(begin)

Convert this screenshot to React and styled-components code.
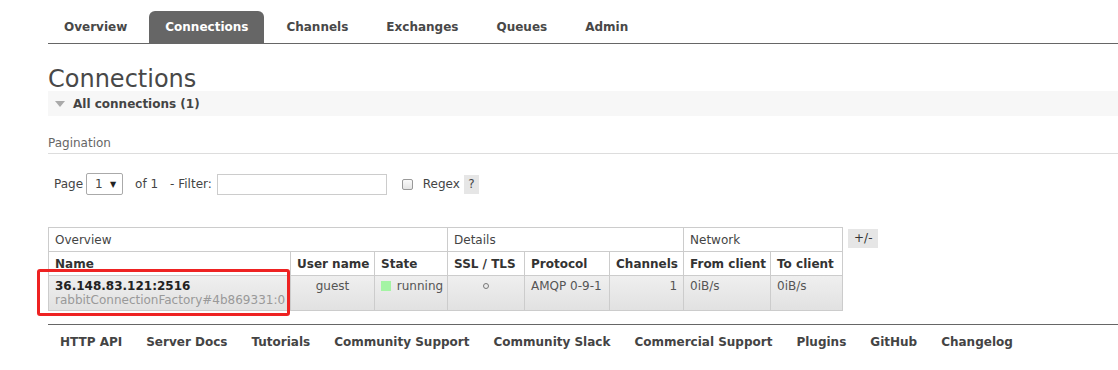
import React from 'react';
import styled, { createGlobalStyle } from 'styled-components';

const GlobalStyle = createGlobalStyle`
    html, body {
        margin: 0;
        padding: 0;
        background: #fff;
    }
    body {
        font-family: "DejaVu Sans", Verdana, sans-serif;
        font-size: 12px;
        color: #484848;
        overflow: hidden;
    }
`;

const tabs = ['Overview', 'Connections', 'Channels', 'Exchanges', 'Queues', 'Admin'];
const footerLinks = ['HTTP API', 'Server Docs', 'Tutorials', 'Community Support', 'Community Slack', 'Commercial Support', 'Plugins', 'GitHub', 'Changelog'];

const columns = [
    { title: 'Name', w: 242 },
    { title: 'User name', w: 84 },
    { title: 'State', w: 73 },
    { title: 'SSL / TLS', w: 77 },
    { title: 'Protocol', w: 85 },
    { title: 'Channels', w: 74 },
    { title: 'From client', w: 87 },
    { title: 'To client', w: 72 },
];

const groups = [
    { title: 'Overview', span: 3 },
    { title: 'Details', span: 3 },
    { title: 'Network', span: 2 },
];

export default function App() {
    return (
        <Page>
            <GlobalStyle />
            <Tabs>
                {tabs.map(t => (
                    <Tab key={t} $active={t === 'Connections'}>{t}</Tab>
                ))}
            </Tabs>

            <Title>Connections</Title>
            <SectionBar>
                <Caret />
                All connections (1)
            </SectionBar>

            <SubTitle>Pagination</SubTitle>
            <PagerRow>
                <span>Page</span>
                <PageSelect>
                    <span>1</span>
                    <SelectArrow>▼</SelectArrow>
                </PageSelect>
                <Label $ml={12}>of 1</Label>
                <Label $ml={12}>- Filter:</Label>
                <FilterInput />
                <CheckBox />
                <Label $ml={10}>Regex</Label>
                <HelpBox>?</HelpBox>
            </PagerRow>

            <TableArea>
                <TableWrap>
                    <Grid>
                        <colgroup>
                            {columns.map(c => <Col key={c.title} $w={c.w} />)}
                        </colgroup>
                        <thead>
                            <tr>
                                {groups.map(g => (
                                    <GroupTh key={g.title} colSpan={g.span}>{g.title}</GroupTh>
                                ))}
                            </tr>
                            <tr>
                                {columns.map(c => <HeadTh key={c.title}>{c.title}</HeadTh>)}
                            </tr>
                        </thead>
                        <tbody>
                            <DataRow>
                                <Td>
                                    <ConnName>36.148.83.121:2516</ConnName>
                                    <ConnSub>rabbitConnectionFactory#4b869331:0</ConnSub>
                                </Td>
                                <Td $align="center">guest</Td>
                                <Td>
                                    <StateBox /> running
                                </Td>
                                <Td $align="center"><Ring /></Td>
                                <Td>AMQP 0-9-1</Td>
                                <Td $align="right">1</Td>
                                <Td>0iB/s</Td>
                                <Td>0iB/s</Td>
                            </DataRow>
                        </tbody>
                    </Grid>
                    <Highlight />
                </TableWrap>
                <ToggleBtn>+/-</ToggleBtn>
            </TableArea>

            <Footer>
                {footerLinks.map(l => <FooterLink key={l}>{l}</FooterLink>)}
            </Footer>
        </Page>
    );
}

const Page = styled.div`
    padding: 11px 0 0 48px;
`;

const Tabs = styled.ul`
    display: flex;
    margin: 0;
    padding: 0;
    list-style: none;
    border-bottom: 1px solid #666;
`;

const Tab = styled.li`
    height: 32px;
    line-height: 33px;
    padding: 0 16px;
    margin-right: 6px;
    font-weight: bold;
    border-radius: 6px 6px 0 0;
    color: ${p => (p.$active ? '#fff' : '#484848')};
    background: ${p => (p.$active ? '#666' : 'transparent')};
`;

const Title = styled.h1`
    margin: 23px 0 0;
    height: 24px;
    line-height: 24px;
    font-size: 24px;
    font-weight: normal;
    color: #484848;
`;

const SectionBar = styled.div`
    display: flex;
    align-items: center;
    height: 25px;
    padding-left: 7px;
    background: #f7f7f7;
    font-weight: bold;
    color: #444;
`;

const Caret = styled.span`
    width: 0;
    height: 0;
    margin-right: 8px;
    border-left: 5px solid transparent;
    border-right: 5px solid transparent;
    border-top: 6px solid #aaa;
`;

const SubTitle = styled.div`
    margin-top: 19px;
    line-height: 17px;
    padding-bottom: 1px;
    border-bottom: 1px solid #ddd;
    color: #666;
`;

const PagerRow = styled.div`
    display: flex;
    align-items: center;
    height: 22px;
    margin-top: 19px;
    padding-left: 6px;
    color: #444;
`;

const Label = styled.span`
    margin-left: ${p => p.$ml}px;
`;

const PageSelect = styled.div`
    display: flex;
    align-items: center;
    justify-content: space-between;
    box-sizing: border-box;
    width: 37px;
    height: 22px;
    margin-left: 3px;
    padding: 0 6px 0 8px;
    border: 1px solid #aaa;
    border-radius: 2px;
`;

const SelectArrow = styled.span`
    font-size: 8px;
    color: #222;
`;

const FilterInput = styled.div`
    box-sizing: border-box;
    width: 170px;
    height: 21px;
    margin-left: 5px;
    border: 1px solid #ccc;
`;

const CheckBox = styled.div`
    box-sizing: border-box;
    width: 11px;
    height: 11px;
    margin-left: 15px;
    border: 1px solid #999;
    border-radius: 2px;
    background: linear-gradient(#fafafa, #e4e4e4);
`;

const HelpBox = styled.span`
    display: flex;
    align-items: center;
    justify-content: center;
    width: 15px;
    height: 19px;
    margin-left: 4px;
    background: #e6e6e6;
`;

const TableArea = styled.div`
    display: flex;
    align-items: flex-start;
    margin-top: 32px;
`;

const TableWrap = styled.div`
    position: relative;
`;

const Grid = styled.table`
    table-layout: fixed;
    width: 794px;
    border-collapse: collapse;
    border: 1px solid #ccc;
`;

const Col = styled.col`
    width: ${p => p.$w}px;
`;

const GroupTh = styled.th`
    height: 23px;
    padding: 0 6px;
    border: 1px solid #ccc;
    text-align: left;
    font-weight: normal;
    color: #444;
`;

const HeadTh = styled.th`
    height: 23px;
    padding: 0 6px;
    border: 1px solid #ccc;
    text-align: left;
    white-space: nowrap;
    font-weight: bold;
    color: #333;
`;

const DataRow = styled.tr`
    background: linear-gradient(#efefef, #e1e1e1);
`;

const Td = styled.td`
    height: 35px;
    padding: 3px 6px 0;
    box-sizing: border-box;
    vertical-align: top;
    line-height: 14px;
    border: 1px solid #ccc;
    text-align: ${p => p.$align || 'left'};
    white-space: nowrap;
    color: #555;
`;

const ConnName = styled.div`
    font-weight: bold;
    color: #222;
`;

const ConnSub = styled.div`
    color: #999;
`;

const StateBox = styled.span`
    display: inline-block;
    width: 10px;
    height: 10px;
    margin-right: 2px;
    vertical-align: -1px;
    background: #a4f4a4;
`;

const Ring = styled.span`
    display: inline-block;
    width: 4px;
    height: 4px;
    border: 1px solid #777;
    border-radius: 50%;
    vertical-align: 1px;
`;

const Highlight = styled.div`
    position: absolute;
    left: -11px;
    top: 42px;
    width: 253px;
    height: 47px;
    box-sizing: border-box;
    border: 3px solid #ee2222;
    border-radius: 3px;
    pointer-events: none;
`;

const ToggleBtn = styled.span`
    margin: 2px 0 0 5px;
    height: 19px;
    line-height: 19px;
    padding: 0 6px;
    background: #e6e6e6;
    color: #333;
`;

const Footer = styled.div`
    display: flex;
    margin-top: 13px;
    padding-top: 10px;
    border-top: 1px solid #666;
`;

const FooterLink = styled.span`
    padding: 0 12px;
    line-height: 14px;
    font-weight: bold;
    color: #444;
    white-space: nowrap;
`;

(end)

INSTRUCTIONS FOR THE TASK: Output exactly the span of lines from the top of the listing through the line holding "</SectionBar>", and leave every picture out.

SOLUTION TO THIS PROBLEM:
Convert this screenshot to React and styled-components code.
import React from 'react';
import styled, { createGlobalStyle } from 'styled-components';

const GlobalStyle = createGlobalStyle`
    html, body {
        margin: 0;
        padding: 0;
        background: #fff;
    }
    body {
        font-family: "DejaVu Sans", Verdana, sans-serif;
        font-size: 12px;
        color: #484848;
        overflow: hidden;
    }
`;

const tabs = ['Overview', 'Connections', 'Channels', 'Exchanges', 'Queues', 'Admin'];
const footerLinks = ['HTTP API', 'Server Docs', 'Tutorials', 'Community Support', 'Community Slack', 'Commercial Support', 'Plugins', 'GitHub', 'Changelog'];

const columns = [
    { title: 'Name', w: 242 },
    { title: 'User name', w: 84 },
    { title: 'State', w: 73 },
    { title: 'SSL / TLS', w: 77 },
    { title: 'Protocol', w: 85 },
    { title: 'Channels', w: 74 },
    { title: 'From client', w: 87 },
    { title: 'To client', w: 72 },
];

const groups = [
    { title: 'Overview', span: 3 },
    { title: 'Details', span: 3 },
    { title: 'Network', span: 2 },
];

export default function App() {
    return (
        <Page>
            <GlobalStyle />
            <Tabs>
                {tabs.map(t => (
                    <Tab key={t} $active={t === 'Connections'}>{t}</Tab>
                ))}
            </Tabs>

            <Title>Connections</Title>
            <SectionBar>
                <Caret />
                All connections (1)
            </SectionBar>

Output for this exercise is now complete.